Photographié par les services secrets au cours de ses ébats avec la jeune Nedi, trompant sa première femme Lesley Blanch, il s'exclame avec panache rappelle Anissimov: "C'est vrai, vous avez raison. Je n'étais vraiment pas en forme ce jour là, et je ne faisais pas du tout honneur à mon pays. Ne voudriez-vous pas me renvoyer la petite dame; je ferais un effort pour être au meilleur de mes capacités". Gary avait le sens de l'humour et le verbe acerbe. Souvenons-nous avec bonheur des épisodes réjouissants du python Gros Câlin qui disparaît dans les canalisations et apparaît chez les voisins dans la cuvette des cabinets: "De là à s'intéresser à la cuvette des wc, il n'y a qu'un pas et Gros Câlin se dressa pour respirer avec curiosité hors du tuyau et ce faisant toucha la personne de Madame de Champjoie du Gestard.
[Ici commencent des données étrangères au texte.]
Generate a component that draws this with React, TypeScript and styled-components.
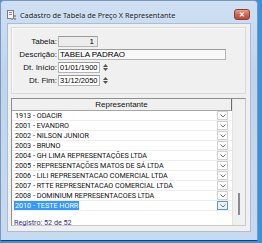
import React from 'react';
import styled, { createGlobalStyle } from 'styled-components';

const GlobalStyle = createGlobalStyle`
    html, body {
        margin: 0;
        padding: 0;
        width: 262px;
        height: 243px;
        overflow: hidden;
        background: #3a92da;
    }
    * { box-sizing: border-box; }
`

const Window = styled.div`
    width: 258px;
    height: 241px;
    display: flex;
    flex-direction: column;
    padding: 0 6px 8px 6px;
    border: 1px solid #7a98bb;
    border-bottom-color: #1f3f63;
    border-radius: 4px 4px 0 0;
    background: linear-gradient(#cfe0f3, #bfd4ec 30%, #c8daef);
    font-family: "Liberation Sans", Arial, sans-serif;
`

const TitleBar = styled.div`
    height: 22px;
    display: flex;
    align-items: center;
    padding-top: 5px;
    gap: 3px;
    span {
        flex: 1;
        font-family: "Noto Sans", sans-serif;
        font-size: 7.3px;
        color: #1b1b1b;
        white-space: nowrap;
        overflow: hidden;
        text-shadow: 0 0 3px #e6f0fb;
    }
`

const CloseButton = styled.div`
    width: 16px;
    height: 11px;
    margin-right: 1px;
    border: 1px solid #86402f;
    border-radius: 3px;
    background: linear-gradient(#e6a493, #cf6450 50%, #bd4a35);
    display: flex;
    align-items: center;
    justify-content: center;
    color: #fff;
    font-size: 7px;
    font-weight: bold;
    line-height: 1;
`

const Client = styled.div`
    flex: 1;
    display: flex;
    flex-direction: column;
    gap: 4px;
    padding: 3px 4px 5px 3px;
    background: #f0f0f0;
    border: 1px solid #a9bdd6;
`

const GroupBox = styled.div`
    display: grid;
    grid-template-columns: 45px 1fr;
    column-gap: 1px;
    row-gap: 2px;
    padding: 8px 19px 7px 0;
    border: 1px solid #d9d9d9;
    box-shadow: inset 1px 1px 0 #fbfbfb;
    font-size: 8px;
`

const Label = styled.label`
    justify-self: end;
    align-self: center;
    color: #111;
    white-space: nowrap;
`

const FieldRow = styled.div`
    display: flex;
    align-items: center;
    gap: 1px;
`

const TextBox = styled.div<{ $width?: number; $right?: boolean; $bg?: string; $small?: boolean }>`
    width: ${p => (p.$width ? `${p.$width}px` : '100%')};
    height: 11px;
    padding: 0 3px 0 1px;
    border: 1px solid #b5b5b5;
    border-top-color: #9a9a9a;
    background: ${p => p.$bg ?? '#fff'};
    font-size: ${p => (p.$small ? '7.5px' : '8px')};
    line-height: 9px;
    color: #000;
    text-align: ${p => (p.$right ? 'right' : 'left')};
    white-space: nowrap;
    overflow: hidden;
`

const Spinner = styled.div`
    width: 9px;
    height: 11px;
    display: flex;
    flex-direction: column;
    align-items: center;
    justify-content: center;
    gap: 1px;
    svg { display: block; }
`

const Grid = styled.div`
    flex: 1;
    display: flex;
    border: 1px solid #8e8f8f;
    border-right-color: #c9c9c9;
    border-bottom-color: #c9c9c9;
    background: #fff;
`

const GridMain = styled.div`
    flex: 1;
    display: flex;
    flex-direction: column;
`

const Header = styled.div`
    height: 12px;
    display: flex;
    align-items: center;
    justify-content: center;
    background: #f0f0f0;
    border-right: 1px solid #6b6b6b;
    border-bottom: 1px solid #a6a6a6;
    font-size: 8px;
    color: #111;
`

const Row = styled.div`
    height: 10px;
    display: flex;
    align-items: center;
    padding: 0 4px 0 2px;
    border-bottom: 1px solid #ededed;
    font-family: Roboto, sans-serif;
    font-size: 7.2px;
`

const Cell = styled.span<{ $selected?: boolean }>`
    flex: 1;
    white-space: nowrap;
    overflow: hidden;
    span {
        padding: 0 1px;
        color: ${p => (p.$selected ? '#fff' : '#111')};
        background: ${p => (p.$selected ? '#3399ff' : 'transparent')};
    }
`

const DropButton = styled.div<{ $focused?: boolean }>`
    width: 11px;
    height: 9px;
    display: flex;
    align-items: center;
    justify-content: center;
    border: 1px solid ${p => (p.$focused ? '#5b9ad9' : '#d2d2d2')};
    background: ${p => (p.$focused ? '#e6f1fb' : '#fff')};
`

const Footer = styled.div`
    flex: 1;
    display: flex;
    align-items: flex-end;
    padding: 0 0 0 2px;
    font-family: Roboto, sans-serif;
    font-size: 7.2px;
    line-height: 5px;
    color: #2e2e86;
`

const ScrollBar = styled.div`
    width: 13px;
    display: flex;
    flex-direction: column;
    justify-content: flex-end;
    align-items: center;
    padding-bottom: 10px;
    background: #f0f0f0;
    border-left: 1px solid #e2e2e2;
`

const Thumb = styled.div`
    width: 2px;
    height: 22px;
    background: #8c8c8c;
`

const representantes = [
    '1913 - ODACIR',
    '2001 - EVANDRO',
    '2002 - NILSON JUNIOR',
    '2003 - BRUNO',
    '2004 - GH LIMA REPRESENTAÇÕES LTDA',
    '2005 - REPRESENTAÇÕES MATOS DE SÁ LTDA',
    '2006 - LILI REPRESENTACAO COMERCIAL LTDA',
    '2007 - RTTE REPRESENTACAO COMERCIAL LTDA',
    '2008 - DOMINIUM REPRESENTACOES LTDA',
    '2010 - TESTE HORR',
]

function AppIcon() {
    return (
        <svg width="10" height="10" viewBox="0 0 10 10">
            <rect x="0.5" y="0.5" width="6" height="8" fill="#f4f4f4" stroke="#7d7d7d" />
            <rect x="2" y="2" width="3" height="1" fill="#8a8a8a" />
            <rect x="2" y="4" width="3" height="1" fill="#8a8a8a" />
            <rect x="7" y="5" width="2" height="2" fill="#9a9a9a" />
            <rect x="7" y="8" width="2" height="2" fill="#9a9a9a" />
            <rect x="4" y="8" width="2" height="2" fill="#9a9a9a" />
        </svg>
    )
}

function Chevron() {
    return (
        <svg width="6" height="4" viewBox="0 0 6 4">
            <polyline points="0.5,0.5 3,3 5.5,0.5" fill="none" stroke="#7a7a7a" strokeWidth="1" />
        </svg>
    )
}

function DateSpinner() {
    return (
        <Spinner>
            <svg width="5" height="3" viewBox="0 0 5 3"><polygon points="2.5,0 5,3 0,3" fill="#555" /></svg>
            <svg width="5" height="3" viewBox="0 0 5 3"><polygon points="0,0 5,0 2.5,3" fill="#555" /></svg>
        </Spinner>
    )
}

function App() {
    return (
        <>
            <GlobalStyle />
            <Window>
                <TitleBar>
                    <AppIcon />
                    <span>Cadastro de Tabela de Preço X Representante</span>
                    <CloseButton>✕</CloseButton>
                </TitleBar>
                <Client>
                    <GroupBox>
                        <Label>Tabela:</Label>
                        <FieldRow><TextBox $width={40} $right $bg='#ececec'>1</TextBox></FieldRow>
                        <Label>Descrição:</Label>
                        <FieldRow><TextBox $bg='#f7f7f7'>TABELA PADRAO</TextBox></FieldRow>
                        <Label>Dt. Início:</Label>
                        <FieldRow><TextBox $width={42} $small>01/01/1900</TextBox><DateSpinner /></FieldRow>
                        <Label>Dt. Fim:</Label>
                        <FieldRow><TextBox $width={42} $small>31/12/2050</TextBox><DateSpinner /></FieldRow>
                    </GroupBox>
                    <Grid>
                        <GridMain>
                            <Header>Representante</Header>
                            {representantes.map((nome, i) => {
                                const last = i === representantes.length - 1;
                                return (
                                    <Row key={nome}>
                                        <Cell $selected={last}><span>{nome}</span></Cell>
                                        <DropButton $focused={last}><Chevron /></DropButton>
                                    </Row>
                                )
                            })}
                            <Footer>Registro: 52 de 52</Footer>
                        </GridMain>
                        <ScrollBar><Thumb /></ScrollBar>
                    </Grid>
                </Client>
            </Window>
        </>
    )
}

export default App;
Celle-ci étant très réservée, aimant la musique et les broderies fines, crut d'abord à une illusion (..)" Une des premières lectrices de Gros Calin au comité de lecture de Gallimard fut Christiane Baroche dont la critique donne la saveur du texte: "Dingue, merveilleusement dingue, voilà Emile Ajar. Alias Michel Cousin, python de son état. Dingue, intelligent jusqu'à la malice, ce qui est bien la meilleure manière d'en finir avec l'intellect desséché ... Nous sommes tous des pythons évidemment... J'ai ri, ricané, mes yeux se sont mouillés, je me suis attendrie... Bref, j'ai participé à ce roman comme on participe à la nature humaine, comme on devrait...c'est quelque chose qui vit. Bref, c'est bon à tirer." Le comité de lecture, après bien des hésitations malgré l'enthousiasme de certains finit par donner sa chance à ce livre au tempérament incontestable qui est alors publié au Mercure de France et coupé de tout un chapitre. Gros-Câlin figura parmi les livres de la liste du prix Renaudot mais se résigna à ne pas accepter le prix. Non au prix Renaudot mais oui et qui plus est dans un fracassant éclat de rire à un double prix Goncourt!
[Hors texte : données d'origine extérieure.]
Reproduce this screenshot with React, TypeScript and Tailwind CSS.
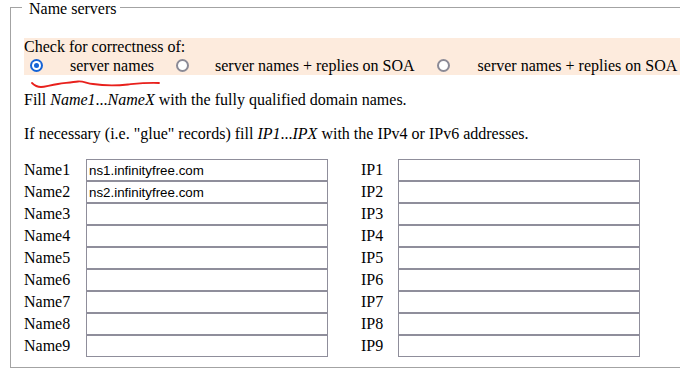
import React from 'react';

const NAMES = [
  'ns1.infinityfree.com',
  'ns2.infinityfree.com',
  '',
  '',
  '',
  '',
  '',
  '',
  '',
];

function Radio({ checked }: { checked?: boolean }) {
  if (checked) {
    return (
      <span className="flex h-[13px] w-[13px] shrink-0 items-center justify-center rounded-full bg-[#1563d6]">
        <span className="flex h-[9px] w-[9px] items-center justify-center rounded-full bg-white">
          <span className="h-[5px] w-[5px] rounded-full bg-[#1563d6]" />
        </span>
      </span>
    );
  }
  return <span className="block h-[13px] w-[13px] shrink-0 rounded-full border-2 border-[#8b8a96] bg-white" />;
}

function Field({ value }: { value: string }) {
  return (
    <input
      readOnly
      defaultValue={value}
      className="h-[22px] w-[242px] border border-[#8f8e9b] bg-white px-[2px] font-['Liberation_Sans',Arial,sans-serif] text-[13.33px] text-black outline-none"
    />
  );
}

export default function App() {
  return (
    <div className="h-[377px] w-[680px] overflow-hidden bg-white pt-[7px] font-['Liberation_Serif','Times_New_Roman',serif] text-[16px] leading-[18px] text-black">
      <div className="relative ml-[10px] w-[700px] border border-[#a3a3a3] pb-[10px] pl-[13px]">
        <span className="absolute left-[11px] top-[-8px] bg-white pl-[7px] pr-[3px]">Name servers</span>

        <div className="relative mt-[30px] bg-[#fdebdd]">
          <div>Check for correctness of:</div>
          <div className="flex h-[19px] items-center">
            <span className="ml-[6px]">
              <Radio checked />
            </span>
            <span className="ml-[27px]">server names</span>
            <span className="ml-[22px]">
              <Radio />
            </span>
            <span className="ml-[26px]">server names + replies on SOA</span>
            <span className="ml-[22px]">
              <Radio />
            </span>
            <span className="ml-[28px]">server names + replies on SOA</span>
          </div>
          <svg className="absolute left-[4px] top-[42px] h-[14px] w-[140px]" viewBox="0 0 140 14" fill="none">
            <path
              d="M4 3 C7 6, 10 7, 13 7 C17 7, 22 5, 30 4 C38 3, 45 2, 50 1.5 C55 1, 58 3, 65 4 C75 5.5, 90 5.5, 100 4.5 C110 3.5, 118 2.5, 131 3"
              stroke="#e8201c"
              strokeWidth="1.8"
              strokeLinecap="round"
            />
          </svg>
        </div>

        <p className="mt-4">
          Fill <i>Name1</i>...<i>NameX</i> with the fully qualified domain names.
        </p>
        <p className="mt-4">
          If necessary (i.e. "glue" records) fill <i>IP1</i>...<i>IPX</i> with the IPv4 or IPv6 addresses.
        </p>

        <div className="mt-4 flex flex-col">
          {NAMES.map((name, i) => (
            <div key={i} className="flex h-[22px] items-center">
              <span className="w-[62px]">Name{i + 1}</span>
              <Field value={name} />
              <span className="ml-[33px] w-[37px]">IP{i + 1}</span>
              <Field value="" />
            </div>
          ))}
        </div>
      </div>
    </div>
  );
}
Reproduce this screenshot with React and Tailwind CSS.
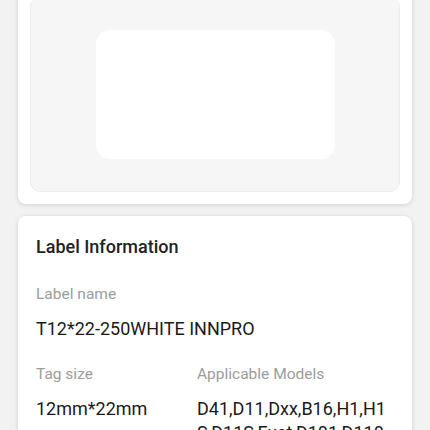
export default function App() {
  return (
    <div
      className="h-[430px] w-[430px] overflow-hidden bg-[#f2f2f2]"
      style={{ fontFamily: "Roboto, 'Noto Sans', sans-serif" }}
    >
      <div className="mx-[18px] mt-[-15px] rounded-[8px] bg-white p-[12px] shadow-[0_1px_5px_rgba(0,0,0,0.14)]">
        <div className="flex h-[195px] justify-center rounded-[10px] border border-[#ececec] bg-[#f6f6f6] pt-[32px]">
          <div className="h-[129px] w-[239px] rounded-[14px] bg-white" />
        </div>
      </div>

      <div className="mx-[18px] mt-[12px] rounded-[8px] bg-white px-[18px] pt-[19px] pb-4 shadow-[0_1px_5px_rgba(0,0,0,0.14)]">
        <div className="text-[18px] font-medium leading-[24px] text-[#222]">Label Information</div>

        <div className="mt-[24px] text-[15.5px] leading-[22px] text-[#9c9c9c]">Label name</div>
        <div className="mt-[12px] text-[18px] leading-[24px] text-[#1a1a1a]">T12*22-250WHITE INNPRO</div>

        <div className="mt-[22px] grid grid-cols-[161px_1fr]">
          <div>
            <div className="text-[15.5px] leading-[22px] text-[#9c9c9c]">Tag size</div>
            <div className="mt-[12px] text-[18px] leading-[24px] text-[#1a1a1a]">12mm*22mm</div>
          </div>
          <div>
            <div className="text-[15.5px] leading-[22px] text-[#9c9c9c]">Applicable Models</div>
            <div className="mt-[12px] break-all text-[18px] leading-[24px] text-[#1a1a1a]">
              D41,D11,Dxx,B16,H1,H1S,D11S,Fust,D101,D110,D61
            </div>
          </div>
        </div>
      </div>
    </div>
  );
}
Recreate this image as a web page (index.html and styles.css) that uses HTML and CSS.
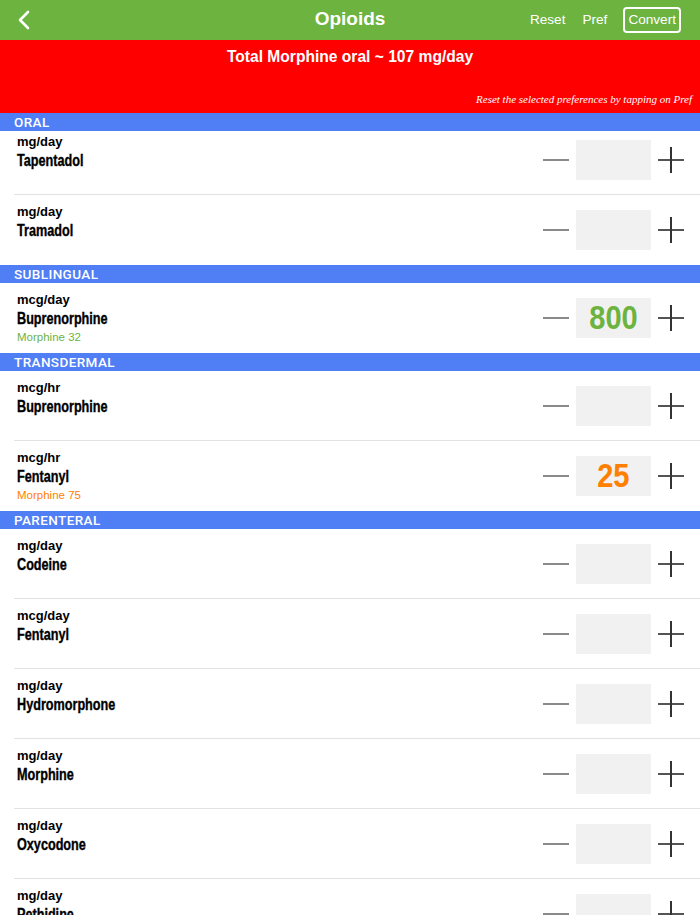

Echappant à toute forme de catégorie, vieillir l'effrayait à tel point qu'un beau jour de Décembre, après avoir acheté une robe de chambre écarlate aux Laines Ecossaises, boulevard Saint Germain et déjeuné en compagnie de son éditeur Claude Gallimard, Romain Gary se donna la mort. Rouge écarlate l'habit pour masquer le sang qui l'inonderait et veiller à ne pas effrayer ceux qui le découvriraient note Enthoven. Délicat jusqu'à l'extrême, il donna une lettre à la presse où il dit, justifiant son suicide, "je me suis enfin exprimé entièrement". De la même manière, en prenant deux visages , Gary avait réussi son rêve du roman total développé dans son essai Pour Sganarelle, heureux de triompher de ce qu'il appelait "ma vieille horreur des limites" et du "une fois pour toutes".